In the space of three weeks, three people have been fatally shot locally, two at residences and one outside a profession­al’s office. All the shooters were white.

A Ringgold, Ga., man shot at two teens in his backyard in broad daylight, killing one. He didn’t call police until after he fired. An Ooltewah man visiting a Chickamaug­a, Ga., home shot and killed a lost Alzheimer’s patient in the yard in the middle of the night as police were on their way to the house. And in Manchester, a 47-year-old woman shot her husband as the two left a lawyer’s office because, she said, “he’d been picking on her,” according to police.

Only the woman has been charged. Investigat­ions are continuing in the other cases.

Meanwhile in Chattanoog­a, a month after a roundup of 32 black men that police and federal authoritie­s tagged as the “worst of the worst” criminals here, city Mayor Andy Berke says shootings in the city are “way down.”

He said that before a Highway 58 grocery store parking lot shooting during a botched robbery in which one man was killed and another wounded when the alleged victim fought back, but numbers still bear out the mayor’s claim.

Perhaps the take-away here is that even in the new wild west — which increasing­ly seems to be the Chattanoog­a region outside the core city — we need to let police do their jobs and not try to act out what we see on TV.

TAKING LESSONS FROM NELSON MANDELA

It’s a simple question.

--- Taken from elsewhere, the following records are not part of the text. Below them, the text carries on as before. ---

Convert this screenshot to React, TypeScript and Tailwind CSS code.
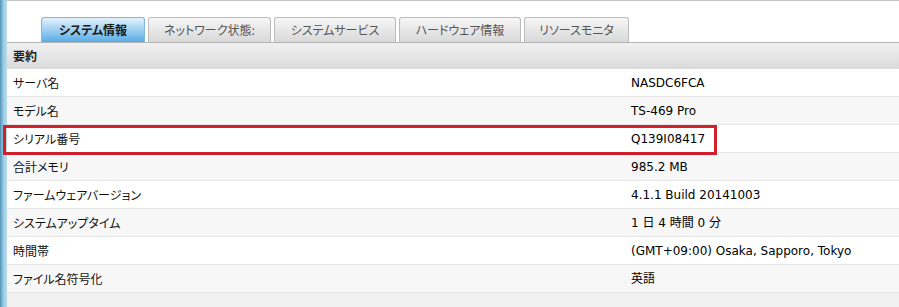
import React from 'react';

interface InfoRow {
  label: string;
  value: string;
}

const tabs = [
  { label: 'システム情報', width: 'w-[104px]', active: true },
  { label: 'ネットワーク状態:', width: 'w-[123px]', active: false },
  { label: 'システムサービス', width: 'w-[122px]', active: false },
  { label: 'ハードウェア情報', width: 'w-[122px]', active: false },
  { label: 'リソースモニタ', width: 'w-[105px]', active: false },
];

const rows: InfoRow[] = [
  { label: 'サーバ名', value: 'NASDC6FCA' },
  { label: 'モデル名', value: 'TS-469 Pro' },
  { label: 'シリアル番号', value: 'Q139I08417' },
  { label: '合計メモリ', value: '985.2 MB' },
  { label: 'ファームウェアバージョン', value: '4.1.1 Build 20141003' },
  { label: 'システムアップタイム', value: '1 日 4 時間 0 分' },
  { label: '時間帯', value: '(GMT+09:00) Osaka, Sapporo, Tokyo' },
  { label: 'ファイル名符号化', value: '英語' },
];

const jp = "font-['Noto_Sans_CJK_JP',sans-serif] [font-feature-settings:'palt']";
const val = "font-['DejaVu_Sans','Noto_Sans_CJK_JP',sans-serif]";

const App: React.FC = () => {
  return (
    <div className="w-[899px] h-[307px] flex overflow-hidden bg-white relative">
      {/* window edge */}
      <div className="w-[7px] h-full bg-gradient-to-r from-[#4f93b8] via-[#9ccbe2] to-[#b9dcec]" />

      <div className="flex-1 flex flex-col">
        {/* tab strip */}
        <div className="h-[43px] border-t border-[#c4c4c4] border-b border-b-[#b3b3b3] flex items-end gap-[3px] pl-[34px]">
          {tabs.map((t) => (
            <div
              key={t.label}
              className={`${t.width} h-[25px] rounded-t-[3px] border border-b-0 flex items-center justify-center text-[12px] ${jp} ${
                t.active
                  ? 'bg-gradient-to-b from-[#e3f2fc] to-[#55ace6] border-[#7fb8de] text-[#1a1a1a] font-bold'
                  : 'bg-gradient-to-b from-[#f6f6f6] to-[#d9d9d9] border-[#bcbcbc] text-[#555]'
              }`}
            >
              {t.label}
            </div>
          ))}
        </div>

        {/* summary header */}
        <div className={`h-[26px] flex items-center px-[6px] bg-gradient-to-b from-[#f1f1f1] to-[#dadada] text-[12px] font-bold text-[#222] ${jp}`}>
          要約
        </div>

        {rows.map((r, i) => (
          <div
            key={r.label}
            className={`h-[28px] flex items-center border-b border-[#e4e4e4] text-[12px] text-[#111] ${
              i % 2 === 0 ? 'bg-white' : 'bg-[#f7f7f7]'
            }`}
          >
            <div className={`w-[624px] pl-[6px] ${jp}`}>{r.label}</div>
            <div className={`text-[12px] text-black ${val}`}>{r.value}</div>
          </div>
        ))}

        <div className="flex-1 bg-[#f0f0f0]" />
      </div>

      {/* highlight annotation */}
      <div className="absolute left-[3px] top-[125px] w-[714px] h-[30px] border-[3px] border-[#d21f2c] pointer-events-none" />
    </div>
  );
};

export default App;
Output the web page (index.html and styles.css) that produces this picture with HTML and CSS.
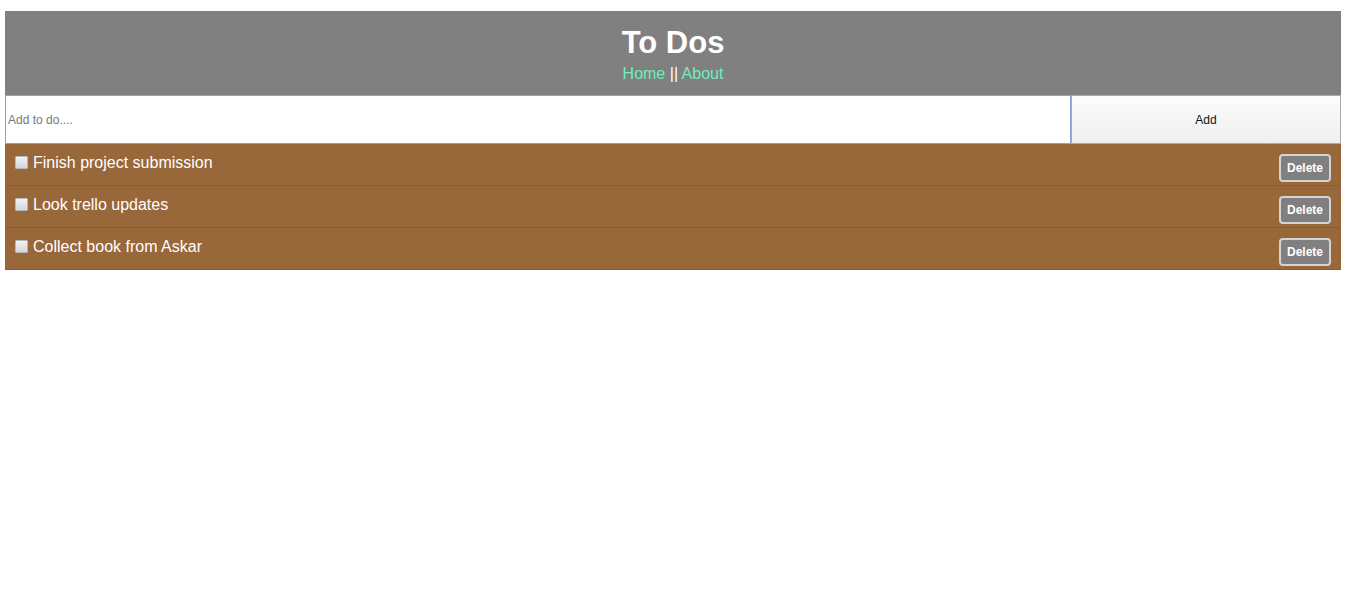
FILE: index.html
```html
<!DOCTYPE html>
<html>
<head>
<meta charset="utf-8">
<title>To Dos</title>
<link rel="stylesheet" href="styles.css">
</head>
<body>
<div class="app">
  <header class="header">
    <h1 class="title">To Dos</h1>
    <nav class="nav"><a class="link" href="#">Home</a> <span class="sep">||</span> <a class="link" href="#">About</a></nav>
  </header>
  <form class="add-form">
    <input class="add-input" type="text" placeholder="Add to do....">
    <button class="add-btn" type="button">Add</button>
  </form>
  <ul class="list">
    <li class="item"><label class="item-label"><input class="check" type="checkbox"> Finish project submission</label><button class="del-btn" type="button">Delete</button></li>
    <li class="item"><label class="item-label"><input class="check" type="checkbox"> Look trello updates</label><button class="del-btn" type="button">Delete</button></li>
    <li class="item"><label class="item-label"><input class="check" type="checkbox"> Collect book from Askar</label><button class="del-btn" type="button">Delete</button></li>
  </ul>
</div>
</body>
</html>
```

FILE: styles.css
```css
html, body {
  margin: 0;
  padding: 0;
  background: #fff;
  font-family: "Liberation Sans", Arial, sans-serif;
}

.app {
  margin: 11px 9px 0 5px;
}

.header {
  background: #808080;
  color: #fff;
  text-align: center;
  padding: 13px 10px 12px;
}

.title {
  margin: 0 0 4px;
  font-size: 31px;
  line-height: 37px;
  font-weight: bold;
}

.nav {
  font-size: 16px;
  line-height: 18px;
}

.link {
  color: #72ecbe;
  text-decoration: none;
}

.sep {
  color: #fff;
}

.add-form {
  display: flex;
  margin: 0;
  height: 49px;
}

.add-input {
  flex: 1;
  min-width: 0;
  box-sizing: border-box;
  height: 49px;
  margin: 0;
  padding: 0 2px;
  border: 1px solid #87a3d6;
  font-family: "Liberation Sans", Arial, sans-serif;
  font-size: 12px;
  outline: none;
}

.add-input::placeholder {
  color: #777;
}

.add-btn {
  width: 270px;
  box-sizing: border-box;
  height: 49px;
  margin: 0;
  border: 1px solid #a9a9a9;
  background: linear-gradient(#fcfcfc, #efefef);
  font-family: "Liberation Sans", Arial, sans-serif;
  font-size: 12px;
  color: #111;
}

.list {
  list-style: none;
  margin: 0;
  padding: 0;
}

.item {
  display: flex;
  justify-content: space-between;
  align-items: flex-start;
  background: #98673a;
  color: #fff;
  padding: 9px 10px 2px 10px;
  height: 30px;
  border-bottom: 1px solid #76624e;
  font-size: 16px;
}

.item-label {
  display: flex;
  align-items: center;
  gap: 5px;
  line-height: 20px;
}

.check {
  appearance: none;
  -webkit-appearance: none;
  box-sizing: border-box;
  width: 13px;
  height: 13px;
  margin: -2px 0 0 0;
  border: 1px solid #b8b8b8;
  border-radius: 1px;
  background: linear-gradient(#f2f2f2, #d6d6d6);
}

.del-btn {
  margin-top: 1px;
  box-sizing: border-box;
  height: 28px;
  padding: 0 6px;
  background: #808080;
  color: #fff;
  border: 2px solid #d4d4d4;
  border-radius: 4px;
  font-family: "Liberation Sans", Arial, sans-serif;
  font-weight: bold;
  font-size: 12px;
}
```
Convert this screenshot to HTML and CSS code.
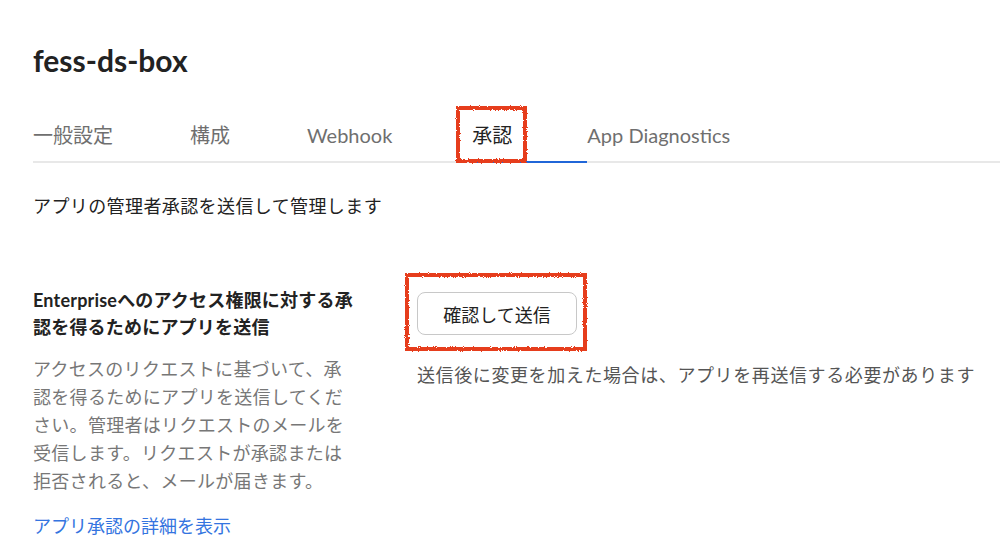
FILE: index.html
```html
<!DOCTYPE html>
<html lang="ja">
<head>
    <meta charset="UTF-8">
    <meta name="viewport" content="width=device-width, initial-scale=1.0">
    <title>fess-ds-box</title>
    <link rel="stylesheet" href="styles.css">
</head>
<body>
    <!-- rough edge for the hand drawn red boxes -->
    <svg class="defs" width="0" height="0">
        <filter id="rough">
            <feTurbulence type="fractalNoise" baseFrequency="0.9" numOctaves="2" seed="3"/>
            <feDisplacementMap in="SourceGraphic" scale="3"/>
        </filter>
    </svg>

    <h1 class="app-title">fess-ds-box</h1>

    <nav class="tabs">
        <a class="tab">一般設定</a>
        <a class="tab">構成</a>
        <a class="tab tab-webhook">Webhook</a>
        <a class="tab active">承認<span class="mark mark-tab"></span></a>
        <a class="tab">App Diagnostics</a>
    </nav>

    <p class="intro">アプリの管理者承認を送信して管理します</p>

    <section class="approval">
        <div class="approval-info">
            <h2>Enterpriseへのアクセス権限に対する承認を得るためにアプリを送信</h2>
            <p>アクセスのリクエストに基づいて、承認を得るためにアプリを送信してください。管理者はリクエストのメールを受信します。リクエストが承認または拒否されると、メールが届きます。</p>
            <a class="more-link" href="#">アプリ承認の詳細を表示</a>
        </div>
        <div class="approval-action">
            <div class="button-wrap">
                <button type="button" class="submit-button">確認して送信</button>
                <span class="mark mark-button"></span>
            </div>
            <p class="note">送信後に変更を加えた場合は、アプリを再送信する必要があります</p>
        </div>
    </section>
</body>
</html>
```

FILE: styles.css
```css
body {
  margin: 0;
  padding: 0 0 0 33px;
  font-family: Lato, "Noto Sans CJK JP", sans-serif;
  color: #222;
  background: #fff;
  overflow: hidden;
}

.defs {
  position: absolute;
}

.app-title {
  font-size: 30px;
  font-weight: 700;
  margin: 40px 0 0;
  line-height: 40px;
}

.tabs {
  display: flex;
  margin-top: 41px;
  border-bottom: 2px solid #e8e8e8;
}

.tab {
  position: relative;
  padding: 0 77px 12px 0;
  font-size: 20px;
  line-height: 28px;
  color: #6f6f6f;
  margin-bottom: -2px;
  border-bottom: 2px solid transparent;
}

.tab-webhook {
  padding-right: 80px;
}

.tab:last-child {
  padding-right: 0;
}

.tab.active {
  padding-right: 75px;
  color: #222;
  border-bottom-color: #2066d8;
}

.intro {
  margin: 29px 0 0;
  font-size: 18px;
  letter-spacing: 0.4px;
  line-height: 28px;
}

.approval {
  display: flex;
  margin-top: 67px;
}

.approval-info {
  width: 330px;
  flex: none;
}

.approval-info h2 {
  width: 334px;
  margin: 0;
  font-size: 18px;
  font-weight: 700;
  line-height: 27px;
  letter-spacing: 0.2px;
}

.approval-info p {
  width: 322px;
  margin: 14px 0 0;
  font-size: 18px;
  line-height: 28px;
  letter-spacing: 0.3px;
  color: #777;
}

.more-link {
  display: block;
  margin-top: 17px;
  font-size: 18px;
  line-height: 28px;
  color: #3474e0;
  text-decoration: none;
}

.approval-action {
  margin-left: 54px;
  padding-top: 5px;
}

.button-wrap {
  position: relative;
  display: inline-block;
}

.submit-button {
  width: 160px;
  height: 43px;
  background: #fff;
  border: 1px solid #c8c8c8;
  border-radius: 8px;
  font-family: Lato, "Noto Sans CJK JP", sans-serif;
  font-size: 18px;
  color: #222;
}

.note {
  margin: 26px 0 0;
  font-size: 18px;
  letter-spacing: 0.6px;
  color: #555;
  white-space: nowrap;
}

/* hand drawn red highlight boxes */
.mark {
  position: absolute;
  border: 4px solid #e63c1e;
  filter: url(#rough);
  pointer-events: none;
}

.mark-tab {
  left: -16px;
  top: -15px;
  width: 63px;
  height: 49px;
}

.mark-button {
  left: -12px;
  top: -19px;
  width: 174px;
  height: 70px;
}
```
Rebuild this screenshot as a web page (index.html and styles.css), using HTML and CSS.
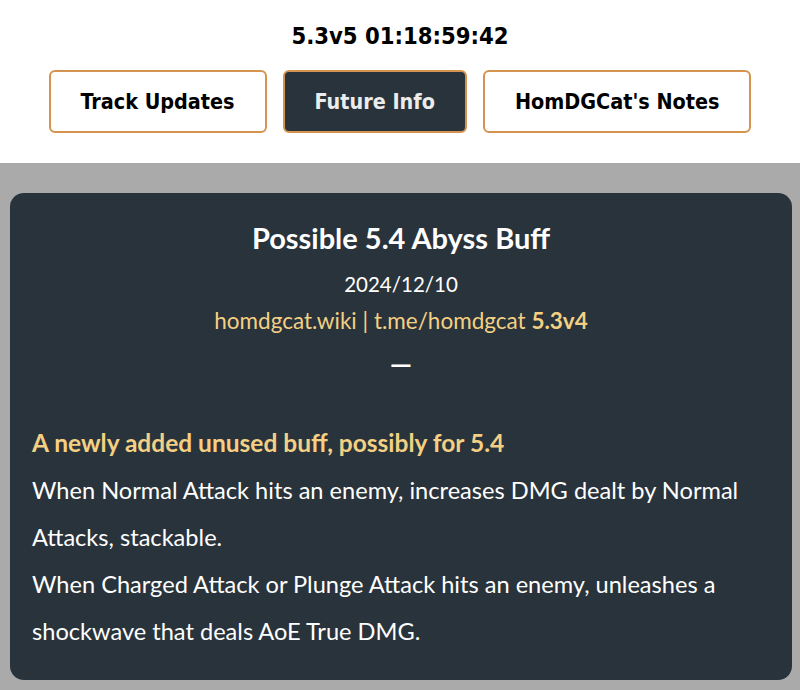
FILE: index.html
```html
<!DOCTYPE html>
<html>
<head>
<meta charset="utf-8">
<link rel="stylesheet" href="styles.css">
</head>
<body>
<header class="top">
  <div class="clock">5.3v5 01:18:59:42</div>
  <nav class="tabs">
    <button class="tab">Track Updates</button>
    <button class="tab active">Future Info</button>
    <button class="tab">HomDGCat's Notes</button>
  </nav>
</header>
<main class="page">
  <section class="card">
    <h1 class="title">Possible 5.4 Abyss Buff</h1>
    <div class="date">2024/12/10</div>
    <div class="links">homdgcat.wiki | t.me/homdgcat <b>5.3v4</b></div>
    <div class="dash">—</div>
    <div class="body">
      <div class="lead">A newly added unused buff, possibly for 5.4</div>
      <p class="text">When Normal Attack hits an enemy, increases DMG dealt by Normal Attacks, stackable.</p>
      <p class="text">When Charged Attack or Plunge Attack hits an enemy, unleashes a shockwave that deals AoE True DMG.</p>
    </div>
  </section>
</main>
</body>
</html>
```
FILE: styles.css
```css
html, body {
  margin: 0;
  padding: 0;
}
body {
  background: #aaaaaa;
  font-family: Lato, "Liberation Sans", sans-serif;
  width: 800px;
  height: 690px;
  overflow: hidden;
}
.top {
  background: #ffffff;
  height: 163px;
  display: flex;
  flex-direction: column;
  align-items: center;
  box-sizing: border-box;
  padding-top: 20px;
}
.clock {
  font-family: "DejaVu Sans Condensed", "DejaVu Sans", sans-serif;
  font-weight: bold;
  font-size: 23.6px;
  line-height: 32px;
  color: #000;
}
.tabs {
  display: flex;
  gap: 16px;
  margin-top: 18px;
}
.tab {
  font-family: "DejaVu Sans Condensed", "DejaVu Sans", sans-serif;
  font-weight: bold;
  font-size: 21.4px;
  height: 63px;
  padding: 0 30px;
  background: #ffffff;
  color: #000;
  border: 2px solid #d4944f;
  border-radius: 6px;
}
.tab.active {
  background: #29333b;
  color: #ececec;
}
.page {
  padding: 30px 8px 0 10px;
}
.card {
  background: #29333b;
  border-radius: 14px;
  color: #ffffff;
  text-align: center;
  padding: 21px 0 20px;
  height: 487px;
  box-sizing: border-box;
}
.title {
  margin: 0;
  font-size: 29px;
  font-weight: bold;
  line-height: 48px;
}
.date {
  font-size: 20.5px;
  line-height: 38px;
  margin-top: 3px;
}
.links {
  font-size: 22.5px;
  line-height: 36px;
  color: #f3d083;
}
.dash {
  font-weight: bold;
  font-size: 28px;
  line-height: 48px;
}
.body {
  text-align: left;
  padding: 0 22px;
  margin-top: 32px;
}
.lead {
  color: #f3d083;
  font-weight: bold;
  font-size: 24.5px;
  line-height: 48px;
}
.text {
  margin: 0;
  font-size: 23.6px;
  line-height: 47px;
}
```
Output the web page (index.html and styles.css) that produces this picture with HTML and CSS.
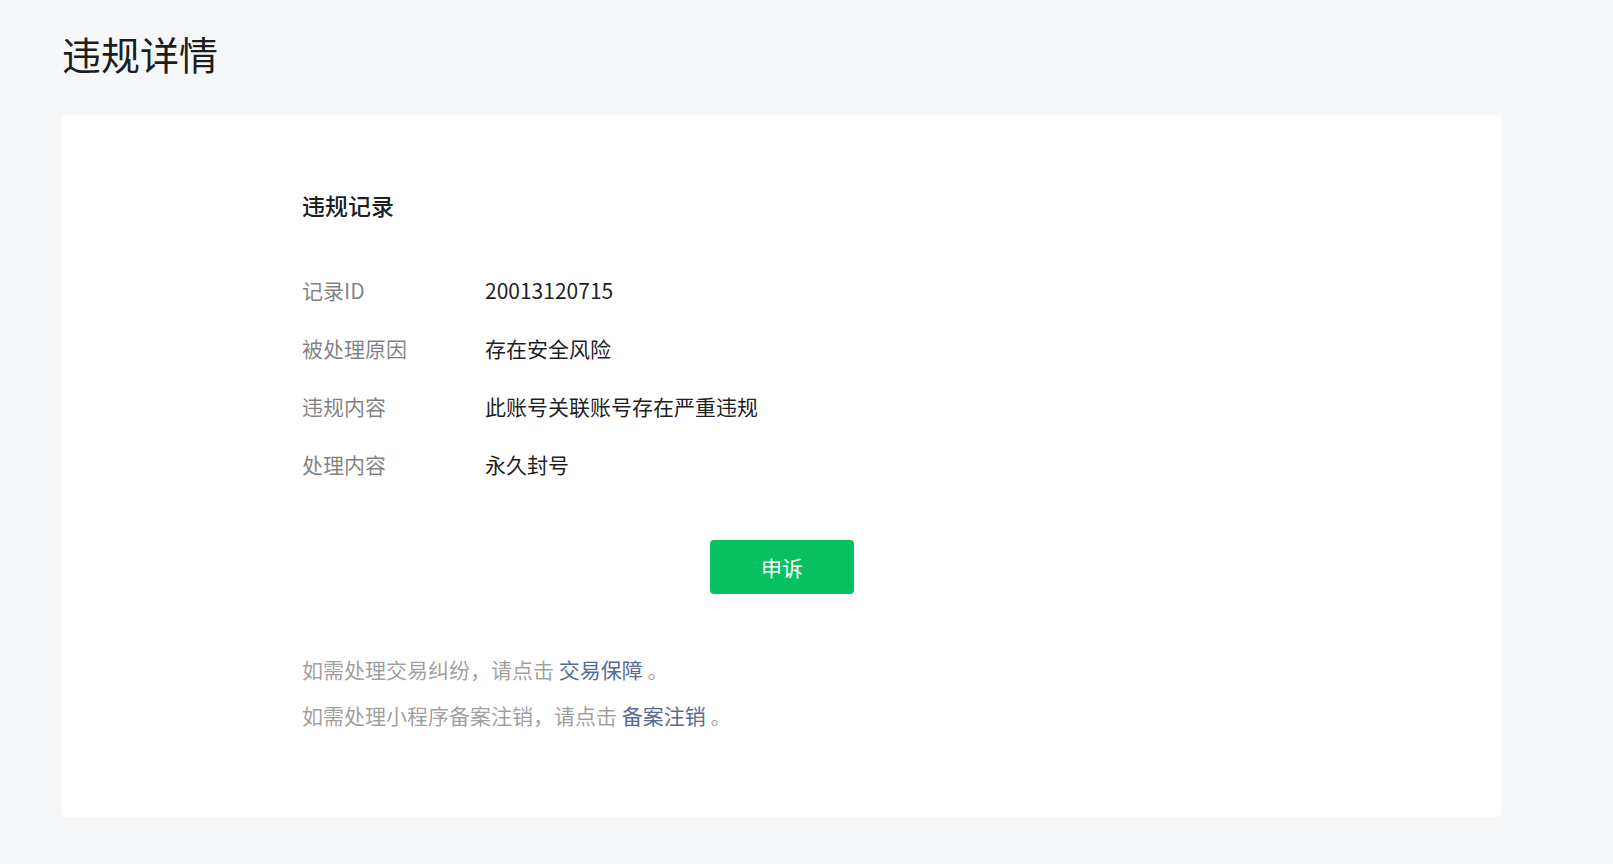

But it has an over-complicate­d American answer.

If Nelson Mandela, a man once labeled “an enemy of the state” who eventually became the president of South Africa, can bring about democracy and harmony in one lifetime to the once Apartheid-torn country of 51 million people, why can’t the Congress of the United States find compromise on ordinary issues like health care, immigratio­n and budgeting?

FIGHTING FOR WAGES AND A UNION

Chattanoog­a workers took to the streets on two fronts this week.

Protesters at the McDonald’s in Brainerd held up signs demanding things like “Living wage now!”

Of $7.25 an hour, the current minimum wage, Stephen Mason says “you’re just working to live. I’m scraping by.”

He and about 25 local activists support a proposed $15 an hour minimum wage.

In a time when corporate profits are up and continuall­y widening the gap above the also-growing numbers of people living in poverty, the protesters noted that if their own raises had kept up with corporate earnings, “we’d be making $22 an hour right now.”

Across town at South Chattanoog­a’s Main Terrain Park, protesters criticized local congressme­n for opposing the ongoing United Auto Workers’ campaign to organize the Chattanoog­a Volkswagen plant.

Leroy Griffith, a retired minister from Renaissanc­e Presbyteri­an Church, said Sen. Bob Corker can’t “cry ‘free enterprise, free enterprise, free enterprise,’ on the backs of unrepresen­ted workers.”

VW workers currently earn a starting salary of about $14.50 a hour, which can rise to about $19.50 an hour after four years.

The poverty level and a living wage, by the way, are different things for different people, but it’s hard to deny the protesters’ logic.

According to a “Living Wage Calculator” developed by the Massachuse­tts Institute of Technology, a Chattanoog­a fast-food full-time worker — or any other kind of full-time worker — making $8 an hour is earning very close to a poverty-level wage ($5.21 an hour).

However, if the worker is a single parent with one child, a poverty wage is $7 an hour. And that same worker with one child would have to earn $23.53 to be making what MIT calls a living wage.

America should be able to do better than this.